By natural inclination, I spend a fair amount of my spare time delving into the “women’s publications” within the Rare & Early Newspapers [1] collection.  Consequently, the title of the Editor’s Table of an 19th century issue of Harper’s New Monthly [2] dragged me in, and in the spirit of fair play I decided to dissect and disseminate the contents, using the writer’s three questions.

Who is the Self-Made Man?  In the author’s view, this is not the man who achieved much because of education, as education is an outside influence that detracts credit from the man.  However, a self-made man can be educated.  The one who is not educated, but rises to success in spite of the lack, is not necessarily self-made, as success does not equal the morality required in a self-made man.

What is the Self-Made Man?  Again, this is not the one who commits good deeds, although a self-made man will be characterized by them.  “The difference between the two characters is a moral one.  It springs from the presence or absence of the humanitarian spirit.  It is all the difference between the pure love of truth and the love of opinion.”

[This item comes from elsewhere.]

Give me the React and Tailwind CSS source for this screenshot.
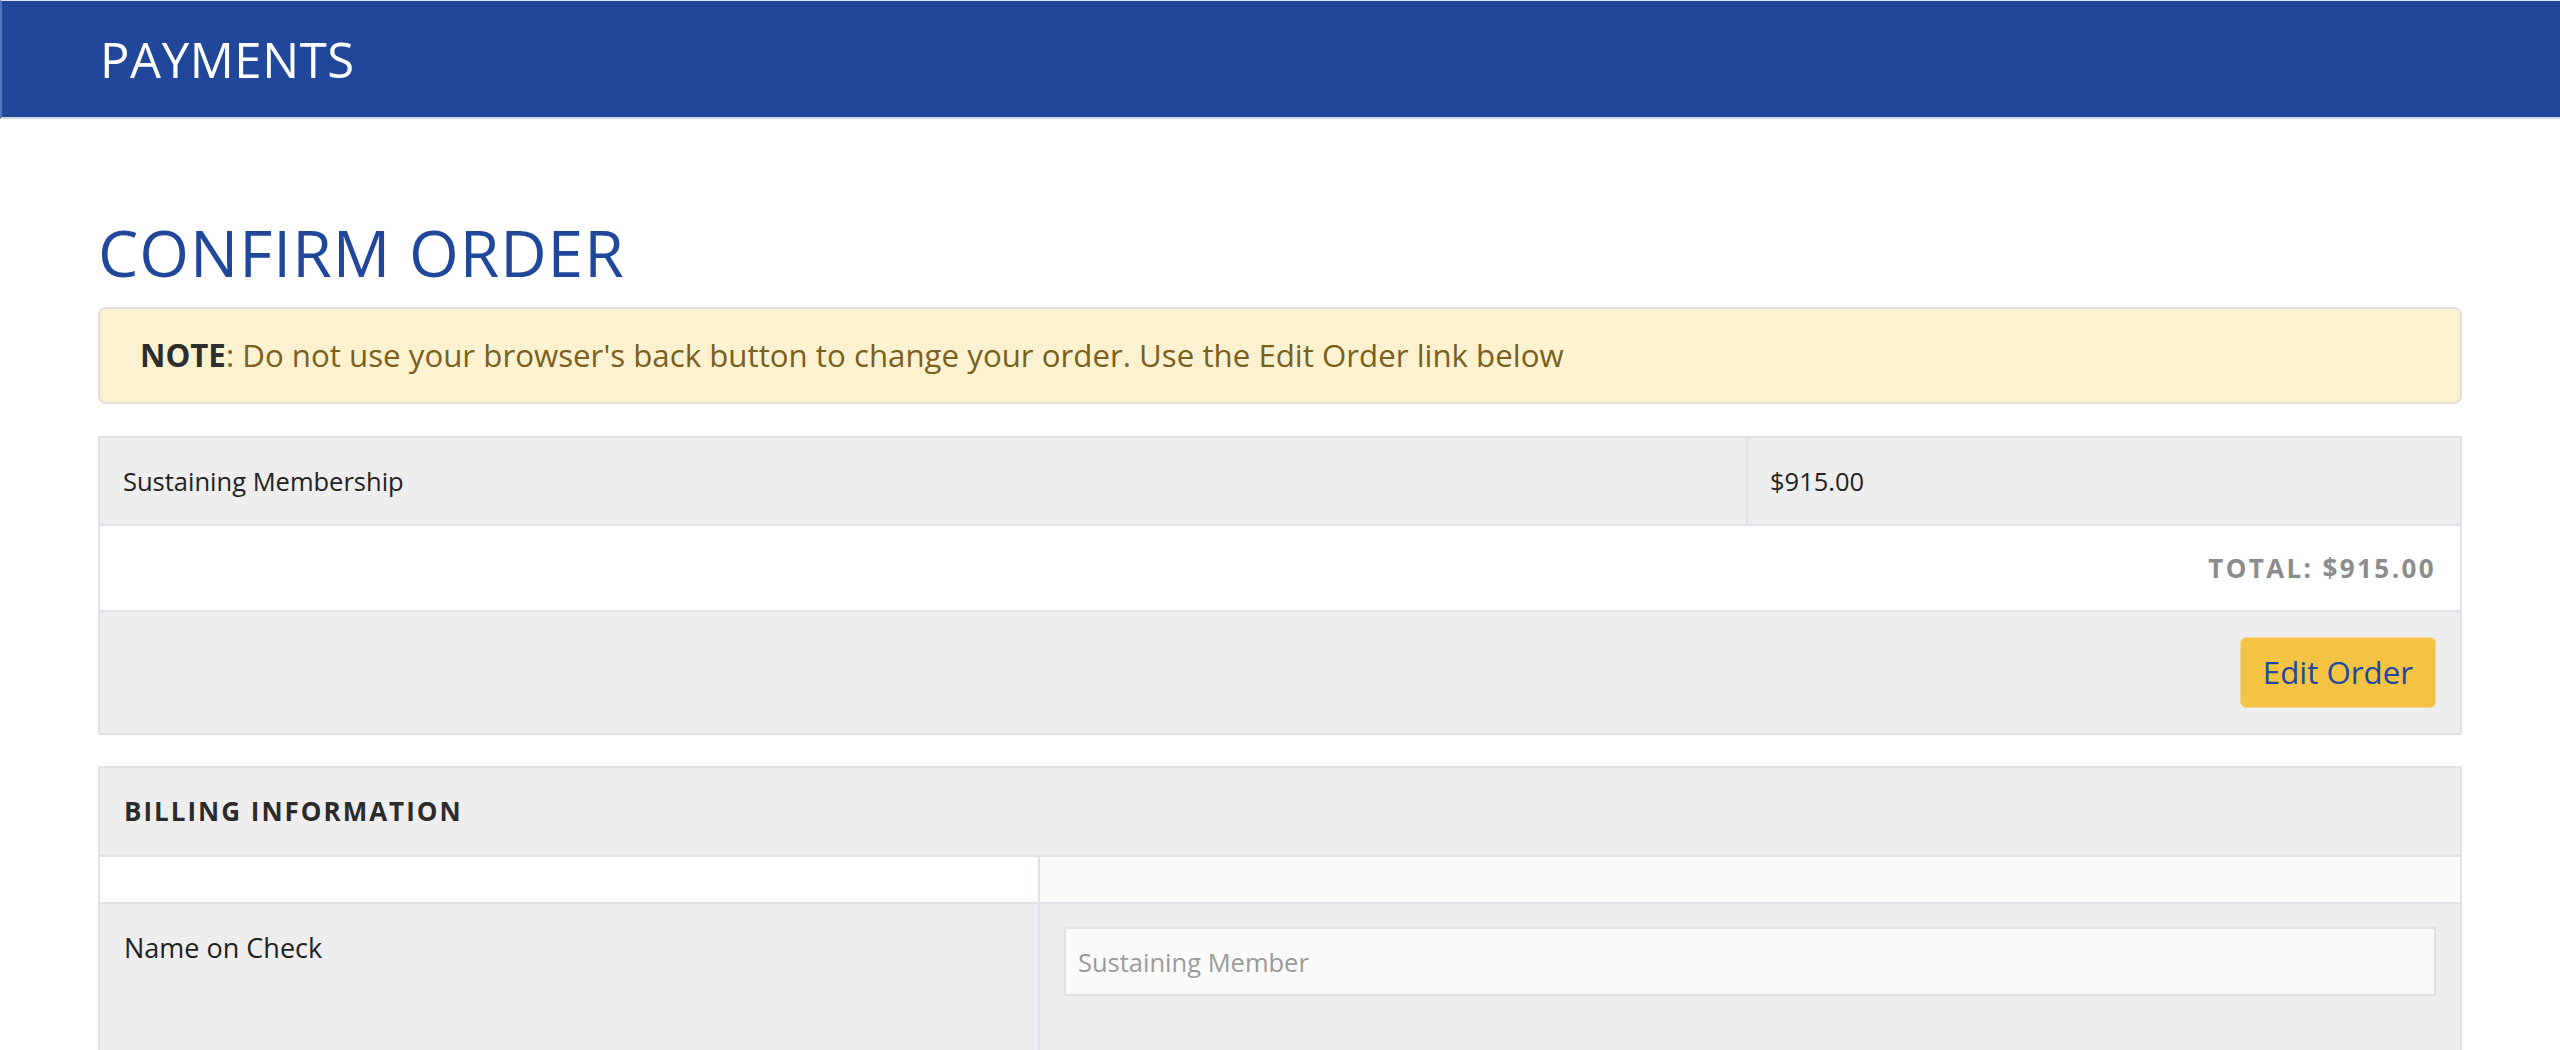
import React from 'react';

const font = { fontFamily: '"Open Sans", "Liberation Sans", sans-serif' };

export default function App() {
  return (
    <div className="min-h-[1200px] bg-white text-[#222]" style={font}>
      {/* Top bar */}
      <header className="h-[119px] bg-[#21479b] border-t border-l-2 border-b-2 border-t-[#dfe3ea] border-l-[#5773b3] border-b-[#d4d8de] flex items-center px-[98px]">
        <h1 className="text-[49px] leading-none text-white tracking-[0.6px]">PAYMENTS</h1>
      </header>

      <main className="px-[98px] pt-[102px]">
        <h2 className="text-[64px] leading-none text-[#21479b] tracking-[1px]">CONFIRM ORDER</h2>

        {/* Warning note */}
        <div className="mt-[22px] h-[97px] flex items-center px-[40px] bg-[#fdf2d0] border-2 border-[#e3e1da] rounded-[8px] text-[31.25px] text-[#7a5f1e]">
          <p>
            <span className="font-bold text-[#2d2d2d]">NOTE</span>: Do not use your browser's back button to change your order. Use the Edit Order link below
          </p>
        </div>

        {/* Order summary */}
        <div className="mt-[32px] border-2 border-[#dfe2e6] bg-[#eeeeee]">
          <div className="grid grid-cols-[1648px_1fr] h-[86px] text-[25.5px]">
            <div className="flex items-center px-[23px] border-r-2 border-[#dfe2e6]">Sustaining Membership</div>
            <div className="flex items-center px-[22px]">$915.00</div>
          </div>
          <div className="h-[86px] bg-white border-t-2 border-[#dfe2e6] flex items-center justify-end px-[24px]">
            <span className="text-[26px] font-bold tracking-[2.4px] text-[#8c8c8c]">TOTAL: $915.00</span>
          </div>
          <div className="h-[123px] border-t-2 border-[#dfe2e6] flex items-center justify-end px-[24px]">
            <button className="h-[71px] px-[22px] bg-[#f4c344] border border-[#f1d79a] rounded-[6px] text-[31.25px] text-[#2148a0]">
              Edit Order
            </button>
          </div>
        </div>

        {/* Billing information */}
        <div className="mt-[31px] border-2 border-[#dfe2e6] bg-[#eeeeee]">
          <div className="h-[87px] flex items-center px-[24px]">
            <h3 className="text-[26px] font-bold tracking-[2px] text-[#2b2b2b]">BILLING INFORMATION</h3>
          </div>
          <div className="grid grid-cols-[940px_1fr] h-[47px] border-t-2 border-[#dfe2e6]">
            <div className="bg-white border-r-2 border-[#dfe2e6]"></div>
            <div className="bg-[#fafafa]"></div>
          </div>
          <div className="grid grid-cols-[940px_1fr] border-t-2 border-[#dfe2e6]">
            <div className="border-r-2 border-[#dfe2e6] pl-[24px] pt-[24px] text-[27px]">Name on Check</div>
            <div className="pt-[23px] pb-[80px] pl-[24px] pr-[24px]">
              <input
                type="text"
                placeholder="Sustaining Member"
                className="w-full h-[69px] px-[12px] bg-[#fafafa] border-2 border-[#e2e2e2] text-[25.5px] text-[#333] placeholder:text-[#9a9a9a] outline-none"
                style={font}
              />
            </div>
          </div>
        </div>
      </main>
    </div>
  );
}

What is his true position for good or for evil among the powers of the age?  Finally, all the negatives are set aside and the author clearly promotes a man who is driven to find truth — not in new discoveries or insights, but in the wisdom of the ages that has been tested by time, and continues to be trustworthy.  Ultimately, the author highly esteems the members of the Protestant Reformation, and the things they accomplished.  “It was an age where old truths were brought to light and re-established as old truths.  It was a most serious age; it was a modest age; and in all these respects, especially in the latter, it differed widely from our own.”

The final condemnation of the modern era, male and female, is contained in the author’s closing remarks:

All the writings of every kind during that remarkable period, and, we may even say, the century that followed it, would not present so much of this frothy self-laudation, as may be heard in one Hope Chapel meeting of ‘strong-minded women’ and ‘self made’ men.